From the standard deviations which are presented in Table 3, there is no significant scattering of the data. Again, from the obtained recovery percentage (85.4–107% w/w), the matrix effects of the samples were not considerable. This showed that the model has better precision and accuracy in the prediction of ethanol. On the other hand, in the usual trend of multivariate techniques calibration model was developed with a large number of real samples collected from different areas. As a result, since traditional beverages known by non-uniform composition, they require too large number of samples for constructing representative calibration. This is too tedious and time consuming.

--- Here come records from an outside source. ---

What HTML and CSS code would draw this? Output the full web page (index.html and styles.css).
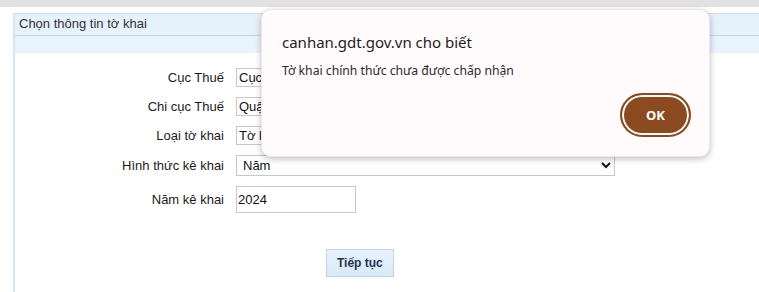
FILE: index.html
```html
<!DOCTYPE html>
<html lang="vi">
<head>
    <meta charset="UTF-8">
    <meta name="viewport" content="width=device-width, initial-scale=1.0">
    <title>Chọn thông tin tờ khai</title>
    <link rel="stylesheet" href="styles.css">
</head>
<body>
    <div class="topbar"></div>
    <div class="panel">
        <div class="panel-title">Chọn thông tin tờ khai</div>
        <div class="panel-sub"></div>
        <form class="form">
            <label class="label">Cục Thuế</label>
            <select class="field"><option>Cục Thuế Thành phố Hà Nội</option></select>
            <label class="label">Chi cục Thuế</label>
            <select class="field"><option>Quận Cầu Giấy</option></select>
            <label class="label">Loại tờ khai</label>
            <select class="field"><option>Tờ khai quyết toán thuế TNCN</option></select>
            <label class="label">Hình thức kê khai</label>
            <select class="field field-big"><option>Năm</option></select>
            <label class="label">Năm kê khai</label>
            <input class="year" type="text" value="2024">
        </form>
        <div class="actions">
            <button type="button" class="btn">Tiếp tục</button>
        </div>
    </div>

    <div class="dialog">
        <div class="dialog-title">canhan.gdt.gov.vn cho biết</div>
        <div class="dialog-msg">Tờ khai chính thức chưa được chấp nhận</div>
        <div class="dialog-actions">
            <button type="button" class="ok">OK</button>
        </div>
    </div>
</body>
</html>
```

FILE: styles.css
```css
body {
    margin: 0;
    padding: 0;
    background: #fff;
    font-family: "Liberation Sans", Arial, sans-serif;
    font-size: 13px;
    color: #222;
    overflow: hidden;
}
.topbar {
    height: 7px;
    background: #e2e2e2;
}
.panel {
    margin: 6px 0 0 13px;
    border-top: 1px solid #c9dff0;
    border-left: 2px solid #d3e6f4;
    height: 278px;
}
.panel-title {
    height: 21px;
    line-height: 20px;
    padding-left: 4px;
    background: #e5f1fb;
    border-bottom: 1px solid #bcd6ec;
    color: #333;
}
.panel-sub {
    height: 17px;
    background: #e8f3fc;
}
.form {
    display: grid;
    grid-template-columns: 209px auto;
    column-gap: 12px;
    row-gap: 10px;
    align-items: center;
    justify-items: start;
    padding-top: 15px;
}
.label {
    justify-self: end;
    color: #1a1a1a;
}
.field {
    width: 379px;
    height: 19px;
    padding: 0 2px;
    border: 1px solid #c8c8c8;
    background: #fff;
    font-family: "Liberation Sans", Arial, sans-serif;
    font-size: 13px;
    color: #111;
    appearance: none;
}
.field-big {
    height: 21px;
    appearance: auto;
}
.year {
    width: 120px;
    height: 27px;
    box-sizing: border-box;
    padding: 0 1px;
    border: 1px solid #c8c8c8;
    font-family: "Liberation Sans", Arial, sans-serif;
    font-size: 13px;
    color: #111;
}
.actions {
    padding: 36px 0 0 311px;
}
.btn {
    height: 28px;
    padding: 0 10px;
    border: 1px solid #bcd5e8;
    background: linear-gradient(#e8f3fc, #d7e9f7);
    font-family: "Liberation Sans", Arial, sans-serif;
    font-size: 12px;
    font-weight: bold;
    color: #1f3550;
}
.dialog {
    position: absolute;
    left: 261px;
    top: 9px;
    width: 449px;
    height: 148px;
    box-sizing: border-box;
    padding: 22px 18px 0 20px;
    background: #fffafb;
    border: 1px solid #f0e4e4;
    border-radius: 10px;
    box-shadow: 0 2px 6px rgba(0, 0, 0, 0.25);
    font-family: "Noto Sans", "Open Sans", sans-serif;
}
.dialog-title {
    font-size: 15px;
    color: #1e1e1e;
    line-height: 21px;
}
.dialog-msg {
    margin-top: 9px;
    font-size: 12.2px;
    color: #2a2a2a;
}
.dialog-actions {
    display: flex;
    justify-content: flex-end;
    margin-top: 14px;
}
.ok {
    width: 71px;
    height: 44px;
    border: 2px solid #8b4a1f;
    border-radius: 22px;
    background: #8b4a1f;
    box-shadow: inset 0 0 0 2px #fff;
    color: #fff;
    font-family: "Noto Sans", "Open Sans", sans-serif;
    font-size: 13px;
    font-weight: bold;
}
```
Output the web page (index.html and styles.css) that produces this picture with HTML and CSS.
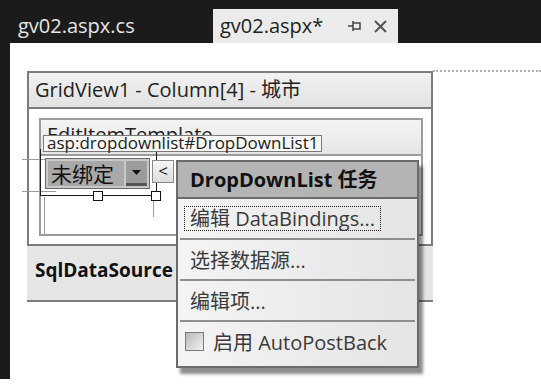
FILE: index.html
```html
<!DOCTYPE html>
<html lang="zh-CN">
<head>
<meta charset="UTF-8">
<title>gv02.aspx</title>
<link rel="stylesheet" href="styles.css">
</head>
<body>
<div class="tabbar">
    <div class="tab">gv02.aspx.cs</div>
    <div class="tab active">
        <span class="tab-name">gv02.aspx*</span>
        <svg class="pin" width="14" height="12" viewBox="0 0 14 12">
            <path d="M0 6H5M5 1V11M5 3H12V9H5" fill="none" stroke="#444" stroke-width="1.5"/>
        </svg>
        <svg class="close" width="13" height="13" viewBox="0 0 13 13">
            <path d="M1 1L12 12M12 1L1 12" stroke="#555" stroke-width="2"/>
        </svg>
    </div>
</div>
<div class="main">
    <div class="strip"></div>
    <div class="canvas">
        <div class="row">
            <div class="gridview">
                <div class="gv-title">GridView1 - Column[4] - 城市</div>
                <div class="gv-body">
                    <div class="template">
                        <div class="tpl-head">EditItemTemplate</div>
                        <div class="tpl-body"></div>
                    </div>
                </div>
            </div>
            <div class="dots"></div>
        </div>
        <div class="sqlds">SqlDataSource - SqlDataSource1</div>

        <!-- designer selection of the DropDownList -->
        <div class="guide guide-h1"></div>
        <div class="guide guide-h2"></div>
        <div class="guide guide-v1"></div>
        <div class="guide guide-v2"></div>
        <div class="selection"></div>
        <div class="handle handle-1"></div>
        <div class="handle handle-2"></div>
        <div class="tag-label">asp:dropdownlist#DropDownList1</div>
        <div class="dropdown">
            <span class="dd-text">未绑定</span>
            <span class="dd-btn"><svg width="9" height="5" viewBox="0 0 9 5"><path d="M0 0H9L4.5 5Z" fill="#111"/></svg></span>
        </div>
        <div class="smart-btn">&lt;</div>

        <div class="tasks">
            <div class="tasks-head">DropDownList 任务</div>
            <div class="tasks-list">
                <div class="task-item"><span class="focus">编辑 DataBindings...</span></div>
                <div class="task-sep"></div>
                <div class="task-item">选择数据源...</div>
                <div class="task-sep"></div>
                <div class="task-item">编辑项...</div>
                <div class="task-sep"></div>
                <div class="task-item"><span class="check"></span>启用 AutoPostBack</div>
            </div>
        </div>
    </div>
</div>
</body>
</html>
```

FILE: styles.css
```css
body {
    margin: 0;
    width: 541px;
    height: 389px;
    background: #fff;
    font-family: "Open Sans", "Noto Sans CJK SC", sans-serif;
    color: #222;
    overflow: hidden;
}
.tabbar {
    display: flex;
    align-items: flex-end;
    height: 43px;
    background: #1b1b1b;
}
.tab {
    box-sizing: border-box;
    width: 213px;
    height: 34px;
    line-height: 34px;
    padding-left: 18px;
    color: #e6e6e6;
    font-size: 20px;
}
.tab.active {
    display: flex;
    align-items: center;
    width: 185px;
    padding-left: 7px;
    background: #ebebeb;
    color: #222;
}
.tab-name {
    width: 128px;
}
.pin {
    margin-right: 12px;
}
.main {
    display: flex;
    height: 336px;
}
.strip {
    width: 10px;
    background: #1b1b1b;
}
.canvas {
    position: relative;
    flex: 1;
    padding: 28px 0 0 17px;
}
.row {
    display: flex;
}
.gridview {
    width: 402px;
    border: 2px solid #7c7c7c;
}
.dots {
    flex: 1;
    align-self: flex-start;
    margin-top: -1px;
    border-top: 2px dotted #b0b0b0;
}
.gv-title {
    height: 34px;
    line-height: 34px;
    padding-left: 6px;
    font-size: 20px;
    white-space: nowrap;
    background: linear-gradient(#f2f2f2, #e2e2e2);
    border-bottom: 2px solid #7c7c7c;
}
.gv-body {
    padding: 9px 8px 8px 10px;
}
.template {
    border: 2px solid #9c9c9c;
}
.tpl-head {
    height: 34px;
    line-height: 30px;
    padding-left: 6px;
    font-size: 20px;
    background: linear-gradient(#f4f4f4, #e6e6e6);
    border-bottom: 2px solid #9c9c9c;
}
.tpl-body {
    height: 78px;
    background: #fff;
}
.sqlds {
    width: 406px;
    height: 56px;
    line-height: 48px;
    padding-left: 8px;
    box-sizing: border-box;
    font-size: 19px;
    font-weight: bold;
    color: #111;
    background: #e6e6e6;
    border-bottom: 2px solid #7c7c7c;
    white-space: nowrap;
    overflow: hidden;
}
.guide {
    position: absolute;
    background: #9a9a9a;
}
.guide-h1 { left: 12px; top: 116px; width: 34px; height: 1px; }
.guide-h2 { left: 12px; top: 148px; width: 34px; height: 1px; }
.guide-v1 { left: 34px; top: 154px; width: 1px; height: 38px; }
.guide-v2 { left: 143px; top: 154px; width: 1px; height: 20px; }
.selection {
    position: absolute;
    left: 30px;
    top: 106px;
    width: 115px;
    height: 46px;
    border: 1px solid #1a1a1a;
    border-top: none;
}
.handle {
    position: absolute;
    top: 148px;
    width: 8px;
    height: 8px;
    background: #fff;
    border: 1px solid #111;
}
.handle-1 { left: 83px; }
.handle-2 { left: 141px; }
.tag-label {
    position: absolute;
    left: 33px;
    top: 92px;
    width: 279px;
    height: 17px;
    line-height: 14px;
    padding-left: 3px;
    box-sizing: border-box;
    background: #f7f7f7;
    border: 1px solid #7a7a7a;
    font-size: 17px;
    color: #222;
    white-space: nowrap;
}
.dropdown {
    position: absolute;
    left: 35px;
    top: 115px;
    display: flex;
    width: 105px;
    height: 31px;
    box-sizing: border-box;
    padding: 2px;
    border: 1px solid #6a6a6a;
    background: #c9c9c9;
}
.dd-text {
    flex: 1;
    padding-left: 3px;
    line-height: 26px;
    font-size: 21px;
    background: #a9a9a9;
    color: #111;
    white-space: nowrap;
}
.dd-btn {
    display: flex;
    align-items: center;
    justify-content: center;
    width: 21px;
    margin-left: 2px;
    background: #9c9c9c;
    border-bottom: 3px solid #555;
}
.smart-btn {
    position: absolute;
    left: 142px;
    top: 117px;
    width: 22px;
    height: 23px;
    box-sizing: border-box;
    line-height: 20px;
    text-align: center;
    font-size: 17px;
    background: linear-gradient(#f6f6f6, #dcdcdc);
    border: 1px solid #8a8a8a;
}
.tasks {
    position: absolute;
    left: 166px;
    top: 117px;
    width: 243px;
    height: 208px;
    box-sizing: border-box;
    border: 2px solid #6b6b6b;
    box-shadow: 4px 6px 3px rgba(0, 0, 0, 0.45);
    background: linear-gradient(90deg, #f4f4f4, #e4e4e4);
}
.tasks-head {
    height: 35px;
    line-height: 35px;
    padding-left: 12px;
    font-size: 20px;
    font-weight: bold;
    color: #111;
    white-space: nowrap;
    background: #b4b4b4;
    border-bottom: 2px solid #6b6b6b;
}
.tasks-list {
    padding: 0 2px;
}
.task-item {
    display: flex;
    align-items: center;
    height: 39px;
    padding-left: 10px;
    font-size: 20px;
    color: #3a3a3a;
    white-space: nowrap;
}
.focus {
    margin-left: -6px;
    padding: 0 5px;
    line-height: 23px;
    border: 1px dotted #222;
}
.task-sep {
    height: 2px;
    background: #8e8e8e;
}
.check {
    width: 17px;
    height: 17px;
    margin: 0 9px 0 -5px;
    border: 1px solid #7a7a7a;
    background: linear-gradient(135deg, #b8b8b8, #f2f2f2);
}
```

In contrast, the developed model without using real samples (the usual trained), but using few synthetic standards was found comparable with the reference GC-FID. This showed that the method is simple and fast with no significant sample preparation except filtration.

Conclusion

Ethanol has three specific spectral regions; 3005–2960, 1200–950 and 900–850 cm−1. Among the regions that had the least interfering effect and a comparable data with the GC-FID was 1200–850 cm−1. The developed and validated technique at 1200–850 cm−1 region allows the direct determination of ethanol in fermented beverages. The proposed MIR-PLS technique at 1200–850 cm−1 is found to be an appropriate method for ethanol determinations in fermented beverages. However, it should be noted that the present current procedure is probably not usable for regulatory purposes (e.g. controlling labelling).